Gary E. Proctor, LAW OFFICE OF GARY E. PROCTOR, LLC, Baltimore, Maryland, for Appellant. Robert K. Hur, United States Attorney, Joan C. Mathias, Assistant United States Attorney, James G. Warwick, Assistant United States Attorneys, OFFICE OF THE UNITED STATES ATTORNEY, Baltimore, Maryland, for Appellee.
Unpublished opinions are not binding precedent in this circuit. PER CURIAM:
Jovon Lee appeals his jury conviction for possession with intent to distribute five
kilograms or more of cocaine in violation of 21 U.S.C. § 841(a), (b)(1)(A) (2018). On
appeal, he contends that the district court erred by allowing a fact witness to offer expert
testimony and by not giving a jury instruction on sentencing entrapment. We affirm.
Because Lee did not object to the challenged testimony in the district court, we
review his first issue for plain error. See United States v. Johnson, 945 F.3d 174, 177 (4th
Cir. 2019); United States v. Baptiste, 596 F.3d 214, 223-24 (4th Cir. 2010). “To prevail
under this standard, a defendant must show that (1) there was ‘error’ (2) that was ‘plain’
and (3) ‘affect[ed] substantial rights,’ and that (4) ‘the error seriously affect[ed] the
fairness, integrity or public reputation of judicial proceedings.” Johnson, 945 F.3d at 177-
78 (quoting United States v. Olano, 507 U.S. 725, 732 (1993)). “An error is plain if it is
‘clear or obvious, rather than subject to reasonable dispute.’” Id. at 179 (quoting Puckett
v. United States, 556 U.S. 129, 135 (2009)). “In order for an evidentiary ruling to be
harmless, we must find that the judgment was not substantially swayed by the error.”
United States v. Johnson, 617 F.3d 286, 295 (4th Cir. 2010) (citation omitted).
“Although we have recognized that ‘the line between lay opinion testimony under
Rule 701 and expert testimony under Rule 702 is a fine one,’ the ‘guiding principle’ in
distinguishing lay from expert opinion is that lay testimony must ‘be based on personal
knowledge.’” United States v. Farrell, 921 F.3d 116, 143 (4th Cir. 2019) (quoting Johnson,
617 F.3d at 293). “Other factors we have identified for distinguishing lay testimony from
expert opinion are: (1) whether the proposed testimony relies on ‘some specialized
2 knowledge or skill or education that is not in the possession of the jurors,’ and (2) whether
the proposed testimony is ‘in the form of responses to hypothetical or like questions.’” Id.
at 143-44 (citation omitted).
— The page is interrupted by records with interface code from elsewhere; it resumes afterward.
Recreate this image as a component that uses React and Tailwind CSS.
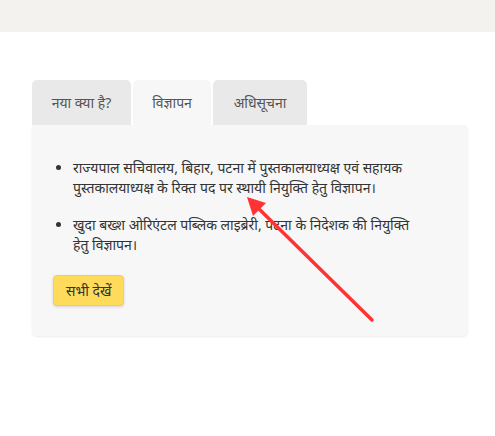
import { useState } from "react";

const tabs = [
  { label: "नया क्या है?", width: "w-[99px]" },
  { label: "विज्ञापन", width: "w-[78px]" },
  { label: "अधिसूचना", width: "w-[94px]" },
];

export default function App() {
  const [active, setActive] = useState(1);

  return (
    <div
      className="relative min-h-screen bg-white text-[#333]"
      style={{ fontFamily: '"Noto Sans", "Lato", sans-serif' }}
    >
      <div className="h-[32px] bg-[#f4f2ee]" />

      <div className="ml-[32px] mt-[48px] w-[436px]">
        <div className="flex gap-[2px]">
          {tabs.map((tab, index) => (
            <button
              key={index}
              onClick={() => setActive(index)}
              className={
                tab.width +
                (index === active
                  ? " h-[45px] rounded-t-[5px] bg-[#f7f7f7] text-[14px] text-[#555]"
                  : " h-[45px] rounded-t-[5px] bg-[#e9e9e9] text-[14px] text-[#555]")
              }
            >
              {tab.label}
            </button>
          ))}
        </div>

        <div className="rounded-b-[5px] rounded-tr-[5px] bg-[#f7f7f7] px-[21px] pt-[33px] pb-[30px] shadow-[0_1px_2px_rgba(0,0,0,0.08)]">
          <ul className="list-disc pl-[20px] text-[14px] leading-[20px] text-[#333]">
            <li className="mb-[17px]">
              राज्यपाल सचिवालय, बिहार, पटना में पुस्तकालयाध्यक्ष एवं सहायक
              <br />
              पुस्तकालयाध्यक्ष के रिक्त पद पर स्थायी नियुक्ति हेतु विज्ञापन।
            </li>
            <li>
              खुदा बख्श ओरिएंटल पब्लिक लाइब्रेरी, पटना के निदेशक की नियुक्ति
              <br />
              हेतु विज्ञापन।
            </li>
          </ul>

          <button className="mt-[20px] h-[31px] rounded-[4px] border border-[#f0d060] bg-[#ffdb5c] px-[12px] text-[14px] text-[#333] shadow-[0_1px_3px_rgba(0,0,0,0.15)]">
            सभी देखें
          </button>
        </div>
      </div>

      <svg
        className="pointer-events-none absolute left-0 top-0"
        width="495"
        height="436"
      >
        <line x1="372" y1="320" x2="256" y2="206" stroke="#ff3333" strokeWidth="3.5" strokeLinecap="round" />
        <polygon points="247,197 266,203 253,216" fill="#ff3333" />
      </svg>
    </div>
  );
}
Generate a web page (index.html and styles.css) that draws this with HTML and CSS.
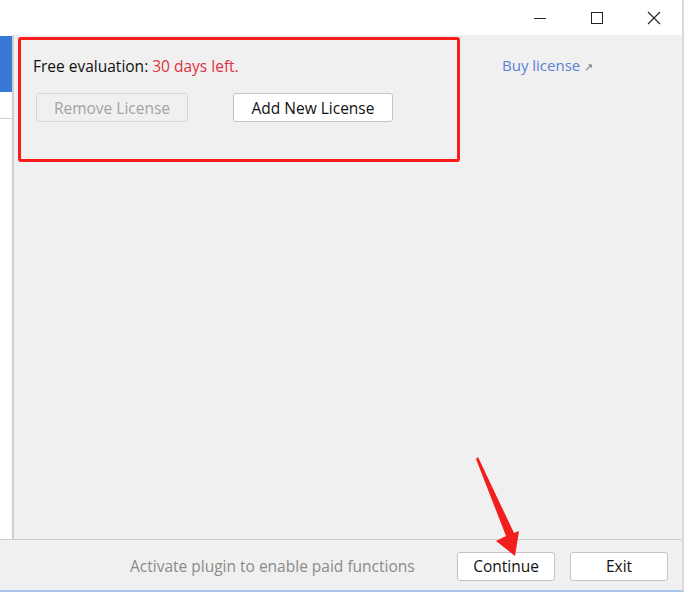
FILE: index.html
```html
<!DOCTYPE html>
<html>
<head>
<meta charset="utf-8">
<link rel="stylesheet" href="styles.css">
</head>
<body>
<div class="window">
  <div class="titlebar">
    <div class="winbtn">
      <svg width="14" height="14" viewBox="0 0 14 14"><line x1="1" y1="7.5" x2="13" y2="7.5" stroke="#222" stroke-width="1"/></svg>
    </div>
    <div class="winbtn">
      <svg width="14" height="14" viewBox="0 0 14 14"><rect x="1.5" y="1.5" width="11" height="11" fill="none" stroke="#222" stroke-width="1"/></svg>
    </div>
    <div class="winbtn">
      <svg width="14" height="14" viewBox="0 0 14 14"><path d="M1 1 L13 13 M13 1 L1 13" stroke="#222" stroke-width="1.1"/></svg>
    </div>
  </div>
  <div class="body">
    <div class="sidebar">
      <div class="side-active"></div>
      <div class="side-item"></div>
    </div>
    <div class="main">
      <div class="license-box">
        <div class="eval">Free evaluation: <span class="days">30 days left.</span></div>
        <div class="btn-row">
          <button class="btn disabled">Remove License</button>
          <button class="btn">Add New License</button>
        </div>
      </div>
      <a class="buy">Buy license <span class="ext">&#8599;</span></a>
    </div>
  </div>
  <div class="footer">
    <span class="hint">Activate plugin to enable paid functions</span>
    <button class="btn fbtn">Continue</button>
    <button class="btn fbtn">Exit</button>
  </div>
  <svg class="arrow" width="60" height="110" viewBox="0 0 60 110">
    <polygon points="6,9 8,7 44,83 49,81 45,106 26,91 36,86" fill="#f21d1d"/>
  </svg>
</div>
</body>
</html>
```
FILE: styles.css
```css
* { box-sizing: border-box; }
html, body { margin: 0; padding: 0; }
body {
  background: #fff;
  font-family: "Open Sans", "Noto Sans", sans-serif;
  font-size: 15.5px;
  color: #1a1a1a;
}
.window {
  position: relative;
  width: 684px;
  height: 592px;
  display: flex;
  flex-direction: column;
  border-right: 2px solid #dadada;
  border-bottom: 2px solid #a9c8ec;
  overflow: hidden;
}
.titlebar {
  height: 35px;
  background: #fff;
  display: flex;
  justify-content: flex-end;
  align-items: center;
}
.winbtn {
  width: 57px;
  height: 32px;
  display: flex;
  align-items: center;
  justify-content: center;
}
.body {
  flex: 1;
  display: flex;
  background: #f0f0f0;
}
.sidebar {
  width: 14px;
  background: #fff;
  border-right: 2px solid #cfcfcf;
  padding-top: 1px;
}
.side-active {
  height: 56px;
  background: #3a78d6;
}
.side-item {
  height: 27px;
  border-bottom: 1px solid #cfcfcf;
}
.main {
  flex: 1;
  display: flex;
  align-items: flex-start;
  padding: 2px 0 0 4px;
}
.license-box {
  width: 442px;
  height: 125px;
  border: 3px solid #fb1b1b;
  border-radius: 3px;
  padding: 16px 0 0 12px;
}
.eval {
  line-height: 20px;
  color: #111;
}
.days { color: #e0303e; }
.btn-row {
  display: flex;
  gap: 45px;
  margin-top: 17px;
  padding-left: 3px;
}
.btn {
  font-family: "Open Sans", "Noto Sans", sans-serif;
  font-size: 15.5px;
  height: 29px;
  background: #fff;
  border: 1px solid #c4c4c4;
  border-radius: 3px;
  color: #111;
  padding: 0;
}
.btn-row .btn:first-child { width: 152px; }
.btn-row .btn:last-child { width: 160px; }
.btn.disabled {
  background: #f0f0f0;
  border-color: #d6d6d6;
  color: #a3a3a3;
}
.buy {
  margin: 18px 0 0 42px;
  color: #5a7fd6;
  line-height: 20px;
  font-size: 15px;
}
.ext { color: #777; font-size: 11px; }
.footer {
  height: 51px;
  border-top: 1px solid #cdcdcd;
  background: #f0f0f0;
  display: flex;
  align-items: center;
  padding: 2px 14px 0 130px;
}
.hint {
  color: #8a8a8a;
  margin-right: auto;
}
.fbtn {
  width: 98px;
  height: 29px;
  margin-left: 15px;
}
.arrow {
  position: absolute;
  left: 470px;
  top: 450px;
}
```
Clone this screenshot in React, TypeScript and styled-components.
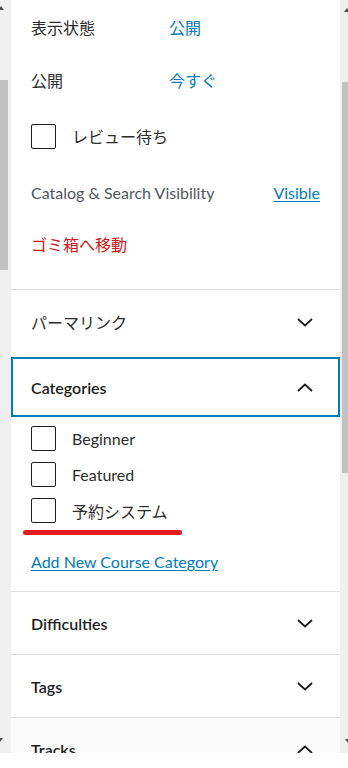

For example, in Perkins, “we reasoned that the police officer
could provide his lay opinions” about whether another officer’s use of force served a law
enforcement purpose “because he had witnessed the use of force at issue and possessed
‘particularized experience.’” Id. at 144 (citing United States v. Perkins, 470 F.3d 150, 156
(4th Cir. 2006)). In Farrell, we ruled that a lawyer-witness’s statement “that he has never
paid another lawyer in cash that was related to a case” was “not opinion testimony” but
“was fact testimony and was predicated on [his] legal experience.” Id. In this case, even
if the district court plainly erred in allowing the challenged testimony, we conclude that
Lee fails to show that the judgment was substantially swayed by the alleged error in light
of the other evidence presented at trial.
In his second issue, Lee contends the district court erred in denying his request for
a jury instruction on sentencing entrapment. We review a district court’s refusal to give a
jury instruction for abuse of discretion. United States v. McLaurin, 764 F.3d 372, 378-79
(4th Cir. 2014) (citation omitted). We have reviewed the record and conclude that the
district court did not abuse its discretion in denying the instruction. We have previously
declined to pass definitively on the viability of this defense; and even if we did permit such
a defense, we agree with the district court that it would not apply in this case. See United
States v. Ramos, 462 F.3d 329, 335 (4th Cir. 2006); United States v. Jones, 18 F.3d 1145,
1154-55 (4th Cir. 1994).
3 Accordingly, we affirm the district court’s judgment. We dispense with oral
argument because the facts and legal contentions are adequately presented in the materials
before the court and argument would not aid the decisional process.